§ Given problem: Repeat, exactly and in full, the lines of the listing below, but without any pictures.

§ Provided material:
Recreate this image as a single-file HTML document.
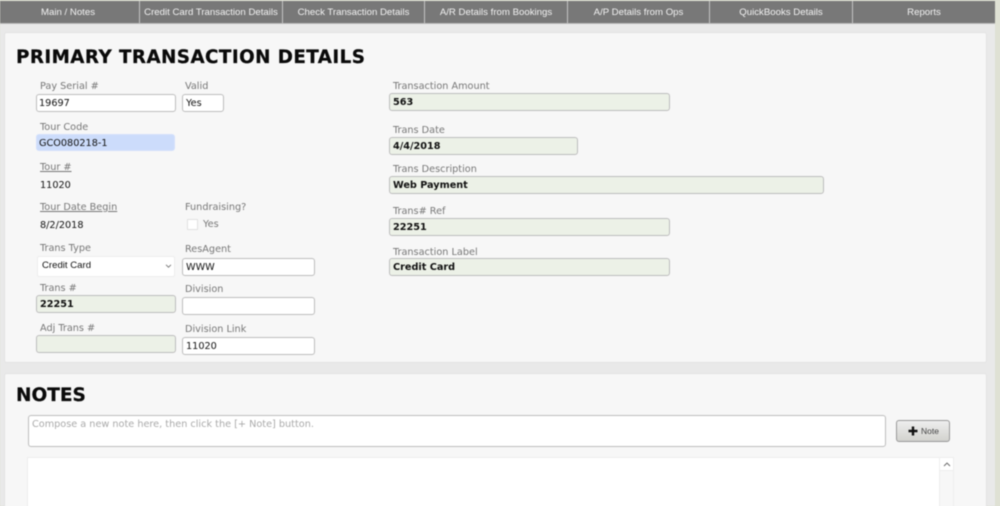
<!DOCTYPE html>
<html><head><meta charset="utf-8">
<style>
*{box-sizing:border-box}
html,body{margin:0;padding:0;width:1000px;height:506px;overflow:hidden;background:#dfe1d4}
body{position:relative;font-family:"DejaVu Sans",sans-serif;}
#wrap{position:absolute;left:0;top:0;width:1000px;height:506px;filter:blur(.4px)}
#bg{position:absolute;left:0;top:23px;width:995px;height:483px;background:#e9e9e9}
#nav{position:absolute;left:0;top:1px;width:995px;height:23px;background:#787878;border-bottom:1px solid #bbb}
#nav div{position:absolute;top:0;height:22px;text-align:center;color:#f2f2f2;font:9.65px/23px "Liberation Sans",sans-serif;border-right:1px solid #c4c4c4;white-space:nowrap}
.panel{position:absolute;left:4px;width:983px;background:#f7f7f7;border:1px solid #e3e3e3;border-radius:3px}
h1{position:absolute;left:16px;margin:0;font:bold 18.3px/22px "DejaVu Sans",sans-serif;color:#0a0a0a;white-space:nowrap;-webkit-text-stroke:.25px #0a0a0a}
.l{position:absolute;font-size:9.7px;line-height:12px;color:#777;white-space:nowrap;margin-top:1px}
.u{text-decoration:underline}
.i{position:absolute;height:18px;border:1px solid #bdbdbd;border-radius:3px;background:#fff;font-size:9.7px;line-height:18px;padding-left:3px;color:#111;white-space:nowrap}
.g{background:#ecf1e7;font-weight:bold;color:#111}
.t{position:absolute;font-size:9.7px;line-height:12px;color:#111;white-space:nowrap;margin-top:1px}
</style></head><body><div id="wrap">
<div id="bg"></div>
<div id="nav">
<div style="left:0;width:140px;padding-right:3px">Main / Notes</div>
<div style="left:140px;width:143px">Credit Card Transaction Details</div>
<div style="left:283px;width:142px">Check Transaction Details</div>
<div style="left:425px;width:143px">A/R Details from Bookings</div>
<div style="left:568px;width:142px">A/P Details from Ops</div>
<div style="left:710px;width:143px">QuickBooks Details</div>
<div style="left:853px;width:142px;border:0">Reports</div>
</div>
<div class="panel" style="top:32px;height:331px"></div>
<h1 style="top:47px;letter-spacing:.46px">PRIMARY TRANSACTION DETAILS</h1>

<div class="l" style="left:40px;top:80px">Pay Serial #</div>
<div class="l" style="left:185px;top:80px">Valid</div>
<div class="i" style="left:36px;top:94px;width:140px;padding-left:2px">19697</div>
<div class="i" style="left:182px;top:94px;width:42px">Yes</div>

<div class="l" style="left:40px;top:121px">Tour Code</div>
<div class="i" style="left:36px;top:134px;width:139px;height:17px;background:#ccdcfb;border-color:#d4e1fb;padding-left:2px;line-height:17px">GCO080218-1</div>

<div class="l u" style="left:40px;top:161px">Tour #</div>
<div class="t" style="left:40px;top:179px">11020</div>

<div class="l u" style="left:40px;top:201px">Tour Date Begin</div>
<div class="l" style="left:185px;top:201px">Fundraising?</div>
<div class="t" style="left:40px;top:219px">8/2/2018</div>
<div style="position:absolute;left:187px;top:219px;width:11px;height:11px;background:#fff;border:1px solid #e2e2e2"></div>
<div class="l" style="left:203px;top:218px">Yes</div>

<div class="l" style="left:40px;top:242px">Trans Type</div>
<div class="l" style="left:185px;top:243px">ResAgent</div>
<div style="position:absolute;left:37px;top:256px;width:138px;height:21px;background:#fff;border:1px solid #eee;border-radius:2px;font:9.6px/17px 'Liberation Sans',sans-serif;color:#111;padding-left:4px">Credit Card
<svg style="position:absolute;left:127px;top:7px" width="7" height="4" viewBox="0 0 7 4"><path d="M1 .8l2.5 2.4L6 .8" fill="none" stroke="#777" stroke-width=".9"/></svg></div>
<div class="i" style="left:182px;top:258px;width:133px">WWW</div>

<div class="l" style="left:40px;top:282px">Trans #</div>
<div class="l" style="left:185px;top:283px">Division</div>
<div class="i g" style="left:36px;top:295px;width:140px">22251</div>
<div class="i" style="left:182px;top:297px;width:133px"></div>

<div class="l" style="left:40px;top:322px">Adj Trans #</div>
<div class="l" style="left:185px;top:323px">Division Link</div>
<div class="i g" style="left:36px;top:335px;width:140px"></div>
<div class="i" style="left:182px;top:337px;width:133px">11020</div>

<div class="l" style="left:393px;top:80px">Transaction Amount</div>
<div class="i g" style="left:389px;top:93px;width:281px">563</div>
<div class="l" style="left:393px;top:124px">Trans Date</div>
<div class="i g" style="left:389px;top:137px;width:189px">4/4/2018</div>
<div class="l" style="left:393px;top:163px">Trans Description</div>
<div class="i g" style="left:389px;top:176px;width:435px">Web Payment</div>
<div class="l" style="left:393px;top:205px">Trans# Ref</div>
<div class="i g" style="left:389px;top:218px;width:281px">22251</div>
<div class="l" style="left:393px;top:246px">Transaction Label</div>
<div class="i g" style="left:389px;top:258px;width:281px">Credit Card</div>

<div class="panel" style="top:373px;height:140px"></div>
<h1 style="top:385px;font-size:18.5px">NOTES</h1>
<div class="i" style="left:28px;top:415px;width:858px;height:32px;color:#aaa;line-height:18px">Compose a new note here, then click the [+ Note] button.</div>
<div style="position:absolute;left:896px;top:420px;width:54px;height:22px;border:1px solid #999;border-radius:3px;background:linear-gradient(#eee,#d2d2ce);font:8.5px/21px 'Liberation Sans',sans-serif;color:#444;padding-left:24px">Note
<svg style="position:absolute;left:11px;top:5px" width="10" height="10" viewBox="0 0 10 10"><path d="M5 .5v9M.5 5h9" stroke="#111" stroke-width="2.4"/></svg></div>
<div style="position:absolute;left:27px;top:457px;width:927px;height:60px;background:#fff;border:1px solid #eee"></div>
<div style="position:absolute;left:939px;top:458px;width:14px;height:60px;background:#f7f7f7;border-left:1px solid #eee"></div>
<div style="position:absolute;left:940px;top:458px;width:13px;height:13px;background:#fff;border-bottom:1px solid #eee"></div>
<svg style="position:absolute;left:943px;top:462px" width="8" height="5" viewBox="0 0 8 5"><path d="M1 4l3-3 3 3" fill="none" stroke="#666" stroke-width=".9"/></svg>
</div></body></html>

§ Finished answer:
Recreate this image as a single-file HTML document.
<!DOCTYPE html>
<html><head><meta charset="utf-8">
<style>
*{box-sizing:border-box}
html,body{margin:0;padding:0;width:1000px;height:506px;overflow:hidden;background:#dfe1d4}
body{position:relative;font-family:"DejaVu Sans",sans-serif;}
#wrap{position:absolute;left:0;top:0;width:1000px;height:506px;filter:blur(.4px)}
#bg{position:absolute;left:0;top:23px;width:995px;height:483px;background:#e9e9e9}
#nav{position:absolute;left:0;top:1px;width:995px;height:23px;background:#787878;border-bottom:1px solid #bbb}
#nav div{position:absolute;top:0;height:22px;text-align:center;color:#f2f2f2;font:9.65px/23px "Liberation Sans",sans-serif;border-right:1px solid #c4c4c4;white-space:nowrap}
.panel{position:absolute;left:4px;width:983px;background:#f7f7f7;border:1px solid #e3e3e3;border-radius:3px}
h1{position:absolute;left:16px;margin:0;font:bold 18.3px/22px "DejaVu Sans",sans-serif;color:#0a0a0a;white-space:nowrap;-webkit-text-stroke:.25px #0a0a0a}
.l{position:absolute;font-size:9.7px;line-height:12px;color:#777;white-space:nowrap;margin-top:1px}
.u{text-decoration:underline}
.i{position:absolute;height:18px;border:1px solid #bdbdbd;border-radius:3px;background:#fff;font-size:9.7px;line-height:18px;padding-left:3px;color:#111;white-space:nowrap}
.g{background:#ecf1e7;font-weight:bold;color:#111}
.t{position:absolute;font-size:9.7px;line-height:12px;color:#111;white-space:nowrap;margin-top:1px}
</style></head><body><div id="wrap">
<div id="bg"></div>
<div id="nav">
<div style="left:0;width:140px;padding-right:3px">Main / Notes</div>
<div style="left:140px;width:143px">Credit Card Transaction Details</div>
<div style="left:283px;width:142px">Check Transaction Details</div>
<div style="left:425px;width:143px">A/R Details from Bookings</div>
<div style="left:568px;width:142px">A/P Details from Ops</div>
<div style="left:710px;width:143px">QuickBooks Details</div>
<div style="left:853px;width:142px;border:0">Reports</div>
</div>
<div class="panel" style="top:32px;height:331px"></div>
<h1 style="top:47px;letter-spacing:.46px">PRIMARY TRANSACTION DETAILS</h1>

<div class="l" style="left:40px;top:80px">Pay Serial #</div>
<div class="l" style="left:185px;top:80px">Valid</div>
<div class="i" style="left:36px;top:94px;width:140px;padding-left:2px">19697</div>
<div class="i" style="left:182px;top:94px;width:42px">Yes</div>

<div class="l" style="left:40px;top:121px">Tour Code</div>
<div class="i" style="left:36px;top:134px;width:139px;height:17px;background:#ccdcfb;border-color:#d4e1fb;padding-left:2px;line-height:17px">GCO080218-1</div>

<div class="l u" style="left:40px;top:161px">Tour #</div>
<div class="t" style="left:40px;top:179px">11020</div>

<div class="l u" style="left:40px;top:201px">Tour Date Begin</div>
<div class="l" style="left:185px;top:201px">Fundraising?</div>
<div class="t" style="left:40px;top:219px">8/2/2018</div>
<div style="position:absolute;left:187px;top:219px;width:11px;height:11px;background:#fff;border:1px solid #e2e2e2"></div>
<div class="l" style="left:203px;top:218px">Yes</div>

<div class="l" style="left:40px;top:242px">Trans Type</div>
<div class="l" style="left:185px;top:243px">ResAgent</div>
<div style="position:absolute;left:37px;top:256px;width:138px;height:21px;background:#fff;border:1px solid #eee;border-radius:2px;font:9.6px/17px 'Liberation Sans',sans-serif;color:#111;padding-left:4px">Credit Card
<svg style="position:absolute;left:127px;top:7px" width="7" height="4" viewBox="0 0 7 4"><path d="M1 .8l2.5 2.4L6 .8" fill="none" stroke="#777" stroke-width=".9"/></svg></div>
<div class="i" style="left:182px;top:258px;width:133px">WWW</div>

<div class="l" style="left:40px;top:282px">Trans #</div>
<div class="l" style="left:185px;top:283px">Division</div>
<div class="i g" style="left:36px;top:295px;width:140px">22251</div>
<div class="i" style="left:182px;top:297px;width:133px"></div>

<div class="l" style="left:40px;top:322px">Adj Trans #</div>
<div class="l" style="left:185px;top:323px">Division Link</div>
<div class="i g" style="left:36px;top:335px;width:140px"></div>
<div class="i" style="left:182px;top:337px;width:133px">11020</div>

<div class="l" style="left:393px;top:80px">Transaction Amount</div>
<div class="i g" style="left:389px;top:93px;width:281px">563</div>
<div class="l" style="left:393px;top:124px">Trans Date</div>
<div class="i g" style="left:389px;top:137px;width:189px">4/4/2018</div>
<div class="l" style="left:393px;top:163px">Trans Description</div>
<div class="i g" style="left:389px;top:176px;width:435px">Web Payment</div>
<div class="l" style="left:393px;top:205px">Trans# Ref</div>
<div class="i g" style="left:389px;top:218px;width:281px">22251</div>
<div class="l" style="left:393px;top:246px">Transaction Label</div>
<div class="i g" style="left:389px;top:258px;width:281px">Credit Card</div>

<div class="panel" style="top:373px;height:140px"></div>
<h1 style="top:385px;font-size:18.5px">NOTES</h1>
<div class="i" style="left:28px;top:415px;width:858px;height:32px;color:#aaa;line-height:18px">Compose a new note here, then click the [+ Note] button.</div>
<div style="position:absolute;left:896px;top:420px;width:54px;height:22px;border:1px solid #999;border-radius:3px;background:linear-gradient(#eee,#d2d2ce);font:8.5px/21px 'Liberation Sans',sans-serif;color:#444;padding-left:24px">Note
<svg style="position:absolute;left:11px;top:5px" width="10" height="10" viewBox="0 0 10 10"><path d="M5 .5v9M.5 5h9" stroke="#111" stroke-width="2.4"/></svg></div>
<div style="position:absolute;left:27px;top:457px;width:927px;height:60px;background:#fff;border:1px solid #eee"></div>
<div style="position:absolute;left:939px;top:458px;width:14px;height:60px;background:#f7f7f7;border-left:1px solid #eee"></div>
<div style="position:absolute;left:940px;top:458px;width:13px;height:13px;background:#fff;border-bottom:1px solid #eee"></div>
<svg style="position:absolute;left:943px;top:462px" width="8" height="5" viewBox="0 0 8 5"><path d="M1 4l3-3 3 3" fill="none" stroke="#666" stroke-width=".9"/></svg>
</div></body></html>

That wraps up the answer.